Conservation and Trapping News

Annual NSTA convention begins in La Ronge
Apr 22, 2023 06:46 ET

[Reprinted from original]

La Ronge will play host this week to the annual convention of the Northern Saskatchewan Trappers Association (NSTA). According to a release from the Prince Albert Grand Council and the Federation of Sovereign Indigenous Nations, trappers from the Northern Fur Conservation Area will be in town to “show their support for protecting traditional trapping practices in northern Saskatchewan”.

“Our traditional way of life relies on trapping and it serves as a vital economic driver for our communities,” said PAGC Grand Chief Brian Hardlotte. “We appreciate the Métis Nation’s leadership on taking on this new role as the lead of NSTA. As we face challenges from the mining industry, they are well-positioned to continue this important work, and we will continue our advocacy work alongside them to protect our traditional trapping practices and ensure its continued viability.”

The association used to be managed by the Prince Albert Grand Council, but is now managed by the Métis Nation of Saskatchewan. They advocate for the rights of trappers in the region.

“We are hearing concern from trappers as changes to provincial trespassing legislation are limiting their access to the land and traditional territory,” said FSIN Vice Chief Heather Bear. “FSIN is concerned about the sale of Crown lands, and turning land from public access to private land is hindering First Nations across the province as they attempt to exercise their Inherent and Treaty rights to hunt, fish, trap, and gather medicines and traditional sustenance.”

PAGC’s member nations, including Lac La Ronge Indian Band, Cumberland House Cree Nation, Shoal Lake Cree Nation, and Red Earth Cree Nation, provide support for the NSTA, alongside the Meadow Lake Tribal Council, and the Métis Nation of Saskatchewan.

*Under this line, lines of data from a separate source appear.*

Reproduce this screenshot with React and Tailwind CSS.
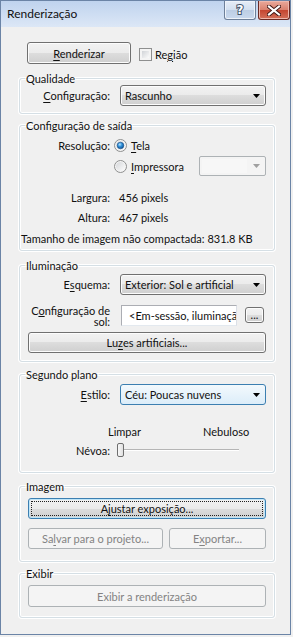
const btnBg = "bg-[linear-gradient(#f2f2f2_0%,#ebebeb_50%,#dddddd_50%,#cfcfcf_100%)]";

function Arrow({ color = "#000" }) {
  return (
    <svg width="7" height="4" viewBox="0 0 7 4">
      <polygon points="0,0 7,0 3.5,4" fill={color} />
    </svg>
  );
}

function Button({ children, className = "", disabled, focused }) {
  if (disabled) {
    return (
      <div className={`flex items-center justify-center whitespace-nowrap rounded-[3px] border border-[#adb2b5] bg-[#f4f4f4] text-[#838383] ${className}`}>
        {children}
      </div>
    );
  }
  return (
    <div
      className={`relative flex items-center justify-center whitespace-nowrap rounded-[3px] border ${
        focused ? "border-[#3c7fb1] shadow-[inset_0_0_0_1px_#bfe6f9]" : "border-[#707070] shadow-[inset_0_0_0_1px_#fcfcfc]"
      } ${btnBg} ${className}`}
    >
      {focused && <span className="absolute inset-[2px] border border-dotted border-[#222]" />}
      <span className="relative">{children}</span>
    </div>
  );
}

function Combo({ children, focused }) {
  return (
    <div
      className={`flex h-[21px] w-[146px] items-center rounded-[3px] border pl-[4px] pr-[5px] ${
        focused
          ? "border-[#3c7fb1] bg-[linear-gradient(#f3f9fd,#dcedf9)]"
          : `border-[#707070] shadow-[inset_0_0_0_1px_#fcfcfc] ${btnBg}`
      }`}
    >
      <span className="flex-1 truncate">{children}</span>
      <Arrow />
    </div>
  );
}

function Radio({ checked, id }) {
  return (
    <svg width="13" height="13" viewBox="0 0 13 13" className="shrink-0">
      <defs>
        <linearGradient id={`rg${id}`} x1="0" y1="0" x2="1" y2="1">
          <stop offset="0" stopColor="#d5d7da" />
          <stop offset="1" stopColor="#fcfcfc" />
        </linearGradient>
        <radialGradient id={`rd${id}`} cx="0.4" cy="0.35" r="0.7">
          <stop offset="0" stopColor="#b9e6ff" />
          <stop offset="0.45" stopColor="#2f8fd8" />
          <stop offset="1" stopColor="#0d4f8f" />
        </radialGradient>
      </defs>
      <circle cx="6.5" cy="6.5" r="6" fill="#f4f4f4" stroke="#8e8f8f" />
      <circle cx="6.5" cy="6.5" r="4.5" fill={`url(#rg${id})`} />
      {checked && <circle cx="6.5" cy="6.5" r="3.3" fill={`url(#rd${id})`} stroke="#1b4f86" strokeWidth="0.6" />}
    </svg>
  );
}

function Group({ title, children, className = "" }) {
  return (
    <fieldset className={`rounded-[3px] border border-[#d5dfe5] shadow-[0_0_0_1px_#ffffff,inset_0_0_0_1px_#ffffff] ${className}`}>
      <legend className="ml-[5px] px-[1px] leading-[15px]">{title}</legend>
      {children}
    </fieldset>
  );
}

function Label({ children }) {
  return <div className="w-[90px] shrink-0 whitespace-nowrap text-right">{children}</div>;
}

export default function App() {
  return (
    <div className="h-[637px] w-[293px] bg-[#f0f0f0] font-['Lato',sans-serif] text-[11px] leading-[15px] text-[#111]">
      <div className="flex h-[635px] w-[291px] flex-col border border-[#6b84a6] bg-[#f0f0f0]">
        {/* Title bar */}
        <div className="flex h-[26px] shrink-0 items-start bg-[linear-gradient(#bfd3ee,#dce7f6)]">
          <span className="ml-[6px] mt-[4px] flex-1 text-[12px] leading-[18px]">Renderização</span>
          <div className="flex gap-[2px]">
            <div className="flex h-[19px] w-[32px] items-center justify-center rounded-b-[3px] border border-t-0 border-[#6d7f99] bg-[linear-gradient(#e6edf7_0%,#d2dff0_50%,#bccde4_50%,#c9d9ee_100%)] shadow-[inset_0_0_0_1px_#eef3fa]">
              <span className="font-['DejaVu_Sans',sans-serif] text-[12px] font-bold leading-[14px] text-white [-webkit-text-stroke:2px_#44536a] [paint-order:stroke_fill]">?</span>
            </div>
            <div className="flex h-[19px] w-[32px] items-center justify-center rounded-b-[3px] border border-t-0 border-[#6b2a24] bg-[linear-gradient(#e9a99b_0%,#d9806d_50%,#c4442f_50%,#d3705a_100%)] shadow-[inset_0_0_0_1px_#eeb8ad]">
              <svg width="14" height="11" viewBox="0 0 14 11">
                <path d="M2 1.5 L12 9.5 M12 1.5 L2 9.5" stroke="#3d1512" strokeWidth="4" strokeLinecap="square" />
                <path d="M2 1.5 L12 9.5 M12 1.5 L2 9.5" stroke="#ffffff" strokeWidth="2.2" strokeLinecap="square" />
              </svg>
            </div>
          </div>
        </div>

        {/* Client */}
        <div className="flex flex-col pl-[18px] pr-[15px]">
          <div className="mt-[15px] flex h-[22px] items-center">
            <Button className="ml-[8px] h-[22px] w-[104px]">
              <u className="underline-offset-2">R</u>enderizar
            </Button>
            <div className="ml-[8px] mt-[2px] flex items-center gap-[3px]">
              <div className="h-[13px] w-[13px] border border-[#8e8f8f] bg-[#f4f4f4] p-[2px]">
                <div className="h-full w-full bg-[linear-gradient(135deg,#d0d3d7,#fbfbfb)]" />
              </div>
              <span>
                Re<u className="underline-offset-2">g</u>ião
              </span>
            </div>
          </div>

          <Group title="Qualidade" className="mt-[7px] pb-[7px]">
            <div className="-mt-px flex items-center">
              <Label>
                <u className="underline-offset-2">C</u>onfiguração:
              </Label>
              <div className="ml-[10px]">
                <Combo>Rascunho</Combo>
              </div>
            </div>
          </Group>

          <Group title="Configuração de saída" className="mt-[4px] pb-[2px]">
            <div className="mt-[2px] flex h-[20px] items-center">
              <Label>Resolução:</Label>
              <div className="ml-[4px] flex items-center gap-[4px]">
                <Radio checked id="a" />
                <span>
                  <u className="underline-offset-2">T</u>ela
                </span>
              </div>
            </div>
            <div className="flex h-[22px] items-center">
              <div className="ml-[94px] flex w-[85px] items-center gap-[4px]">
                <Radio id="b" />
                <span>
                  <u className="underline-offset-2">I</u>mpressora
                </span>
              </div>
              <div className="flex h-[20px] w-[67px] items-center rounded-[2px] border border-[#adb2b5] bg-[#f4f4f4] pr-[5px]">
                <div className="m-[2px] h-[14px] w-[45px] bg-[#f7f7f7]" />
                <div className="flex flex-1 justify-end">
                  <Arrow color="#a0a0a0" />
                </div>
              </div>
            </div>
            <div className="mt-[10px] flex h-[20px] items-center">
              <Label>Largura:</Label>
              <span className="ml-[9px]">456 pixels</span>
            </div>
            <div className="flex h-[20px] items-center">
              <Label>Altura:</Label>
              <span className="ml-[9px]">467 pixels</span>
            </div>
            <div className="mt-[1px] flex h-[20px] items-center whitespace-nowrap pl-[1px]">
              Tamanho de imagem não compactada: 831.8 KB
            </div>
          </Group>

          <Group title="Iluminação" className="mt-[7px] pb-[8px]">
            <div className="mt-[1px] flex items-center">
              <Label>
                E<u className="underline-offset-2">s</u>quema:
              </Label>
              <div className="ml-[10px]">
                <Combo>Exterior: Sol e artificial</Combo>
              </div>
            </div>
            <div className="mt-[10px] flex h-[21px] items-start">
              <div className="w-[90px] shrink-0 whitespace-nowrap text-right leading-[11px]">
                C<u className="underline-offset-1">o</u>nfiguração de
                <br />
                sol:
              </div>
              <div className="ml-[11px] flex h-[21px] w-[116px] items-center overflow-hidden whitespace-nowrap border border-[#abadb3] border-b-[#e3e9ef] border-r-[#dbdfe6] bg-white pl-[7px]">
                &lt;Em-sessão, iluminação solar&gt;
              </div>
              <Button className="ml-[8px] mt-[2px] h-[16px] w-[19px] leading-[10px]">...</Button>
            </div>
            <Button className="ml-[8px] mt-[6px] h-[21px] w-[238px]">
              Lu<u className="underline-offset-2">z</u>es artificiais...
            </Button>
          </Group>

          <Group title="Segundo plano" className="mt-[5px] pb-[14px]">
            <div className="mt-[2px] flex items-center">
              <Label>
                <u className="underline-offset-2">E</u>stilo:
              </Label>
              <div className="ml-[10px]">
                <Combo focused>Céu: Poucas nuvens</Combo>
              </div>
            </div>
            <div className="mt-[18px] flex h-[16px] items-center">
              <span className="ml-[88px] w-[95px]">Limpar</span>
              <span>Nebuloso</span>
            </div>
            <div className="mt-[3px] flex h-[16px] items-center">
              <Label>Névoa:</Label>
              <div className="relative ml-[7px] flex h-[16px] w-[122px] items-center">
                <div className="h-[2px] w-full border-t border-[#b5b5b5] bg-white" />
                <div className="absolute left-0 top-px h-[14px] w-[7px] rounded-[2px] border border-[#6e6e6e] bg-[linear-gradient(90deg,#f8f8f8,#e0e0e0)]" />
              </div>
            </div>
          </Group>

          <Group title="Imagem" className="mt-[6px] pb-[12px]">
            <Button focused className="ml-[8px] mt-[4px] h-[21px] w-[238px]">
              A<u className="underline-offset-2">j</u>ustar exposição...
            </Button>
            <div className="ml-[8px] mt-[9px] flex gap-[6px]">
              <Button disabled className="h-[21px] w-[135px]">
                Sa<u className="underline-offset-2">l</u>var para o projeto...
              </Button>
              <Button disabled className="h-[21px] w-[97px]">
                E<u className="underline-offset-2">x</u>portar...
              </Button>
            </div>
          </Group>

          <Group title="Exibir" className="mt-[4px] pb-[10px]">
            <Button disabled className="ml-[8px] mt-[4px] h-[22px] w-[238px]">
              Exibir a renderização
            </Button>
          </Group>
        </div>
      </div>
    </div>
  );
}
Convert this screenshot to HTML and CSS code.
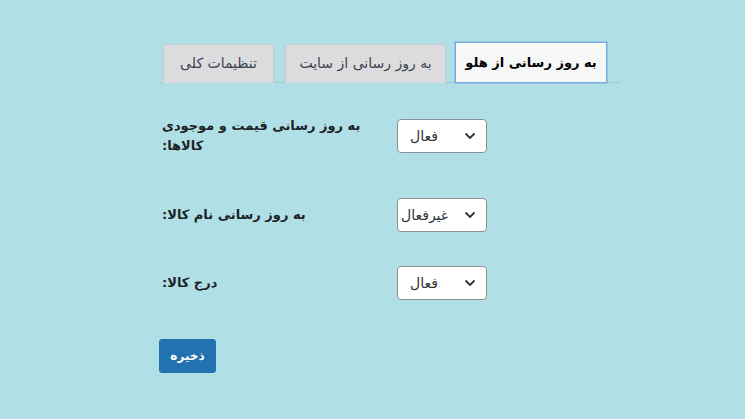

“We also acknowledge that there is a lack of provincial government consultation with First Nations when issuing exploration and mining permits to companies looking to take valuable resources from First Nations’ land,” Bear said. “Our access to the land, and the natural resources beneath the topsoil are enshrined in Treaties signed by our ancestors. We will continue to carry this message forward to governments.”